──────── The input ────────
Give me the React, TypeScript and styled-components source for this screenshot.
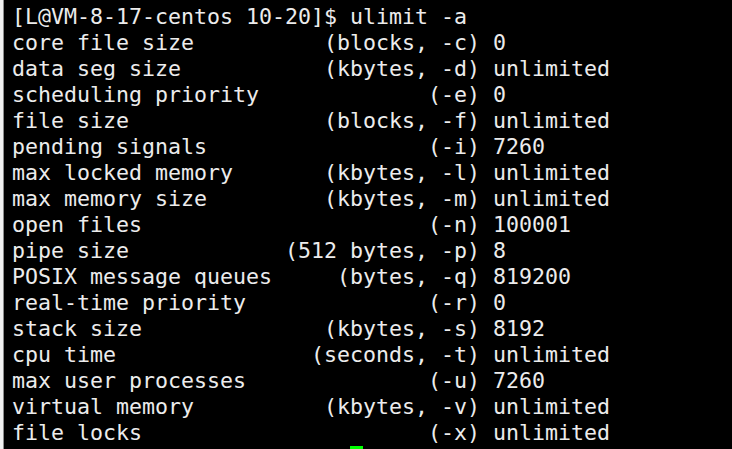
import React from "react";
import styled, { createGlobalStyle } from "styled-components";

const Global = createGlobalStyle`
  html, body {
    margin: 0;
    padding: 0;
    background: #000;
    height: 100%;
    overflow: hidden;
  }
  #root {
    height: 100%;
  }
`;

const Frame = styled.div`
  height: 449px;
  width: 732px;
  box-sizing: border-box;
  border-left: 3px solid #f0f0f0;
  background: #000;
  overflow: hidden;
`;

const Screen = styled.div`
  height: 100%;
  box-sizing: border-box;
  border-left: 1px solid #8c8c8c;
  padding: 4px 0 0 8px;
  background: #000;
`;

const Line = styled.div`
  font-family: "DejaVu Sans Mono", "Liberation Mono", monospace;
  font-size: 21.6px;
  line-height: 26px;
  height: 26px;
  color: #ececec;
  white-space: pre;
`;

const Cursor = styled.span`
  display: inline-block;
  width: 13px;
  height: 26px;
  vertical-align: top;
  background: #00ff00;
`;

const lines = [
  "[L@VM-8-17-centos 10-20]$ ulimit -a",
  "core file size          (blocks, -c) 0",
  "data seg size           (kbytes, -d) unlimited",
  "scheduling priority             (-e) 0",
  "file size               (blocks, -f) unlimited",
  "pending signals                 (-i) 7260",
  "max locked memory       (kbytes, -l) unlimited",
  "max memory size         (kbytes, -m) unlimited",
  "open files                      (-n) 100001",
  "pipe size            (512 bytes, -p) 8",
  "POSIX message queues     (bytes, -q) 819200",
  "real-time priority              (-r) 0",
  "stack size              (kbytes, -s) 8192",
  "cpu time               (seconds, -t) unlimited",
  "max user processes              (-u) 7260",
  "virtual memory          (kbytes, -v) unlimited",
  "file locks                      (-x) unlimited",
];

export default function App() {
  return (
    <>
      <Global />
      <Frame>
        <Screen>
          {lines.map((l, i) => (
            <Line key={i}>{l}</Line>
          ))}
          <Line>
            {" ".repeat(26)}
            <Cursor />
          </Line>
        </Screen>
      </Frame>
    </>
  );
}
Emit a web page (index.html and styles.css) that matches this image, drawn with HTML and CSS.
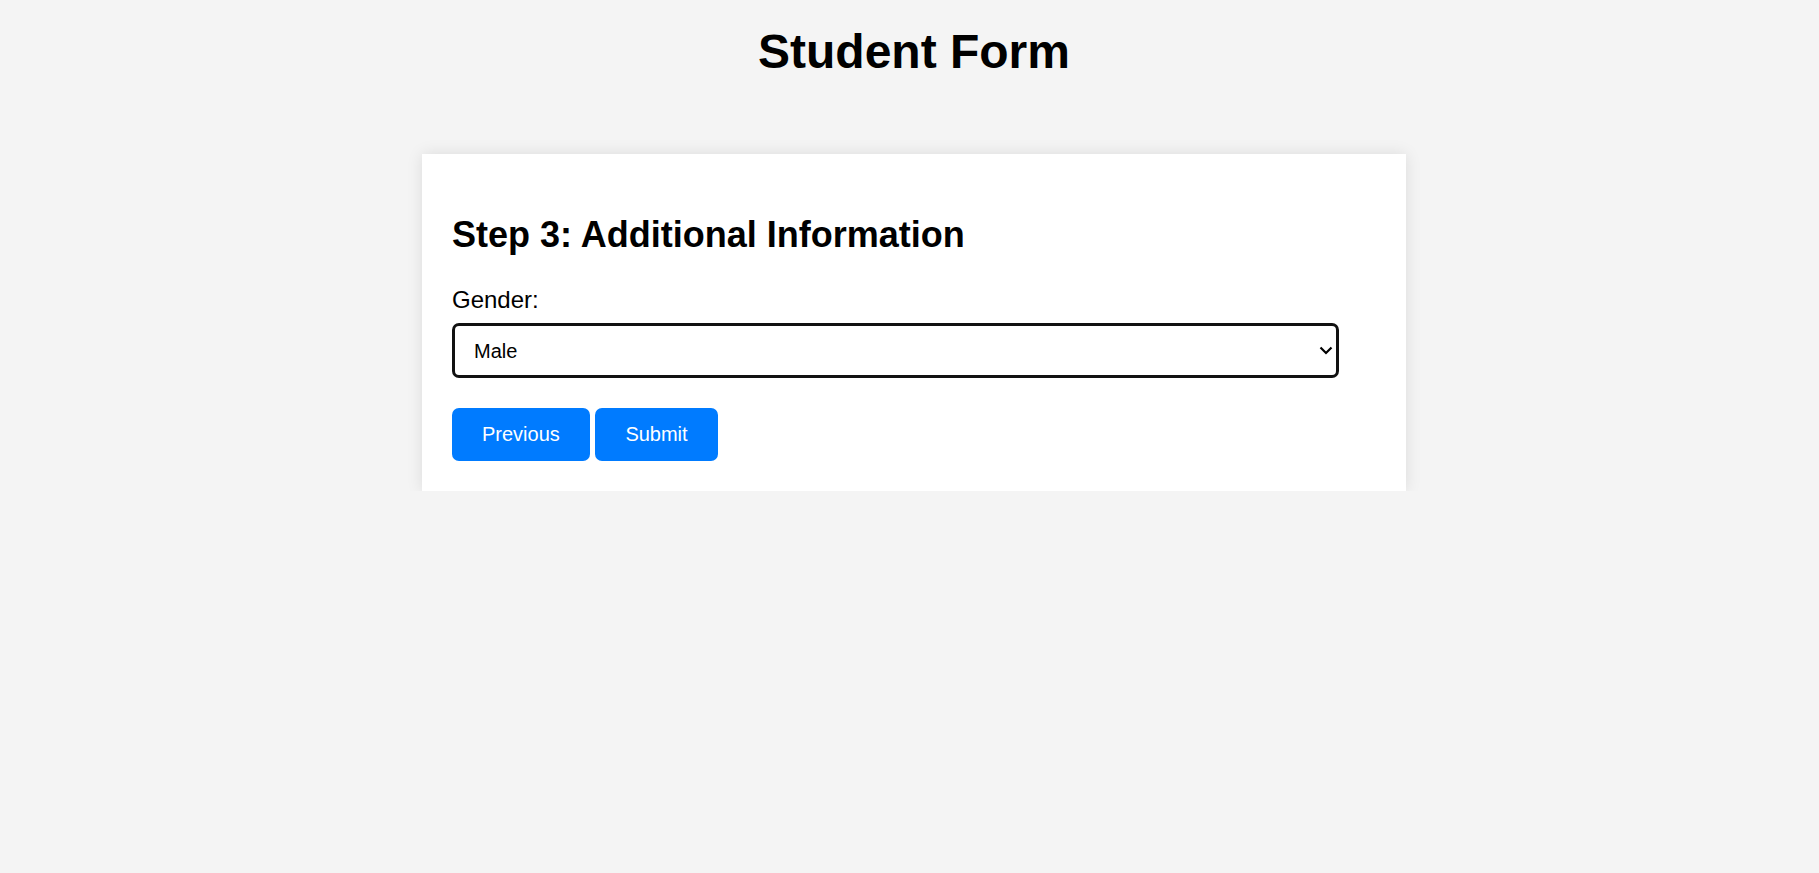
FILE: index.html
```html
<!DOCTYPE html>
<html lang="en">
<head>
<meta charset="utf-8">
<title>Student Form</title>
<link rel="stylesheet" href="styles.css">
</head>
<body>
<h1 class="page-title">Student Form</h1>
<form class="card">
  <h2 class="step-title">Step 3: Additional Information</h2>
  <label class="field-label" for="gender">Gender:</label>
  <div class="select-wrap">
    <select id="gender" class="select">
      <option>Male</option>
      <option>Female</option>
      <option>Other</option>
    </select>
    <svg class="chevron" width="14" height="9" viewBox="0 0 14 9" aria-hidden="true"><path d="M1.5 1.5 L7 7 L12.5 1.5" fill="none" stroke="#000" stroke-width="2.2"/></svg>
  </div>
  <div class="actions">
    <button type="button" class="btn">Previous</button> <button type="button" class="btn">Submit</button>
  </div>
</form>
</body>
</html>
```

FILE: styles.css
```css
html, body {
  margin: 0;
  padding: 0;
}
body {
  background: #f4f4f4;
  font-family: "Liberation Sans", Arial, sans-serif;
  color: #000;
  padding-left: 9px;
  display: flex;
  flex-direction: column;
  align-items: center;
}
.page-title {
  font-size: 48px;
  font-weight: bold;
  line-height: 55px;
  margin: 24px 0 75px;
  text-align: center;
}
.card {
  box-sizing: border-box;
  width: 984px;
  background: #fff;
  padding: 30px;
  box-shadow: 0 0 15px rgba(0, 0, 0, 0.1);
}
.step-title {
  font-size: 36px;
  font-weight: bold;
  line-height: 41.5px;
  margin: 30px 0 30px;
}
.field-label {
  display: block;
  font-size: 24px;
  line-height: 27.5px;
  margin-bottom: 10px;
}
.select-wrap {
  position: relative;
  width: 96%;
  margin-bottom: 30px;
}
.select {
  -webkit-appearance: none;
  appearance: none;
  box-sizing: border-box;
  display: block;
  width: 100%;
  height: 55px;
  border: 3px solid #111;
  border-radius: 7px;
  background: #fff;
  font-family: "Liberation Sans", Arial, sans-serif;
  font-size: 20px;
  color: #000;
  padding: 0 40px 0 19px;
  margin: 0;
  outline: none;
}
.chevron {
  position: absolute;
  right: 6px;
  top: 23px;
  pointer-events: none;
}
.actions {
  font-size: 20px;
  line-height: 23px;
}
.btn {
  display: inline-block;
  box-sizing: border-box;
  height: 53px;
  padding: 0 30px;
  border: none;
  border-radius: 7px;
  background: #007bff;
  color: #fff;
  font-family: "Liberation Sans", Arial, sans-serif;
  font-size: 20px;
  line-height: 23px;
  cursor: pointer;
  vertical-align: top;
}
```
────────
Give all the entries again exactly, dropping each picture.

Response:
Give me the React, TypeScript and styled-components source for this screenshot.
import React from "react";
import styled, { createGlobalStyle } from "styled-components";

const Global = createGlobalStyle`
  html, body {
    margin: 0;
    padding: 0;
    background: #000;
    height: 100%;
    overflow: hidden;
  }
  #root {
    height: 100%;
  }
`;

const Frame = styled.div`
  height: 449px;
  width: 732px;
  box-sizing: border-box;
  border-left: 3px solid #f0f0f0;
  background: #000;
  overflow: hidden;
`;

const Screen = styled.div`
  height: 100%;
  box-sizing: border-box;
  border-left: 1px solid #8c8c8c;
  padding: 4px 0 0 8px;
  background: #000;
`;

const Line = styled.div`
  font-family: "DejaVu Sans Mono", "Liberation Mono", monospace;
  font-size: 21.6px;
  line-height: 26px;
  height: 26px;
  color: #ececec;
  white-space: pre;
`;

const Cursor = styled.span`
  display: inline-block;
  width: 13px;
  height: 26px;
  vertical-align: top;
  background: #00ff00;
`;

const lines = [
  "[L@VM-8-17-centos 10-20]$ ulimit -a",
  "core file size          (blocks, -c) 0",
  "data seg size           (kbytes, -d) unlimited",
  "scheduling priority             (-e) 0",
  "file size               (blocks, -f) unlimited",
  "pending signals                 (-i) 7260",
  "max locked memory       (kbytes, -l) unlimited",
  "max memory size         (kbytes, -m) unlimited",
  "open files                      (-n) 100001",
  "pipe size            (512 bytes, -p) 8",
  "POSIX message queues     (bytes, -q) 819200",
  "real-time priority              (-r) 0",
  "stack size              (kbytes, -s) 8192",
  "cpu time               (seconds, -t) unlimited",
  "max user processes              (-u) 7260",
  "virtual memory          (kbytes, -v) unlimited",
  "file locks                      (-x) unlimited",
];

export default function App() {
  return (
    <>
      <Global />
      <Frame>
        <Screen>
          {lines.map((l, i) => (
            <Line key={i}>{l}</Line>
          ))}
          <Line>
            {" ".repeat(26)}
            <Cursor />
          </Line>
        </Screen>
      </Frame>
    </>
  );
}
Emit a web page (index.html and styles.css) that matches this image, drawn with HTML and CSS.
FILE: index.html
```html
<!DOCTYPE html>
<html lang="en">
<head>
<meta charset="utf-8">
<title>Student Form</title>
<link rel="stylesheet" href="styles.css">
</head>
<body>
<h1 class="page-title">Student Form</h1>
<form class="card">
  <h2 class="step-title">Step 3: Additional Information</h2>
  <label class="field-label" for="gender">Gender:</label>
  <div class="select-wrap">
    <select id="gender" class="select">
      <option>Male</option>
      <option>Female</option>
      <option>Other</option>
    </select>
    <svg class="chevron" width="14" height="9" viewBox="0 0 14 9" aria-hidden="true"><path d="M1.5 1.5 L7 7 L12.5 1.5" fill="none" stroke="#000" stroke-width="2.2"/></svg>
  </div>
  <div class="actions">
    <button type="button" class="btn">Previous</button> <button type="button" class="btn">Submit</button>
  </div>
</form>
</body>
</html>
```

FILE: styles.css
```css
html, body {
  margin: 0;
  padding: 0;
}
body {
  background: #f4f4f4;
  font-family: "Liberation Sans", Arial, sans-serif;
  color: #000;
  padding-left: 9px;
  display: flex;
  flex-direction: column;
  align-items: center;
}
.page-title {
  font-size: 48px;
  font-weight: bold;
  line-height: 55px;
  margin: 24px 0 75px;
  text-align: center;
}
.card {
  box-sizing: border-box;
  width: 984px;
  background: #fff;
  padding: 30px;
  box-shadow: 0 0 15px rgba(0, 0, 0, 0.1);
}
.step-title {
  font-size: 36px;
  font-weight: bold;
  line-height: 41.5px;
  margin: 30px 0 30px;
}
.field-label {
  display: block;
  font-size: 24px;
  line-height: 27.5px;
  margin-bottom: 10px;
}
.select-wrap {
  position: relative;
  width: 96%;
  margin-bottom: 30px;
}
.select {
  -webkit-appearance: none;
  appearance: none;
  box-sizing: border-box;
  display: block;
  width: 100%;
  height: 55px;
  border: 3px solid #111;
  border-radius: 7px;
  background: #fff;
  font-family: "Liberation Sans", Arial, sans-serif;
  font-size: 20px;
  color: #000;
  padding: 0 40px 0 19px;
  margin: 0;
  outline: none;
}
.chevron {
  position: absolute;
  right: 6px;
  top: 23px;
  pointer-events: none;
}
.actions {
  font-size: 20px;
  line-height: 23px;
}
.btn {
  display: inline-block;
  box-sizing: border-box;
  height: 53px;
  padding: 0 30px;
  border: none;
  border-radius: 7px;
  background: #007bff;
  color: #fff;
  font-family: "Liberation Sans", Arial, sans-serif;
  font-size: 20px;
  line-height: 23px;
  cursor: pointer;
  vertical-align: top;
}
```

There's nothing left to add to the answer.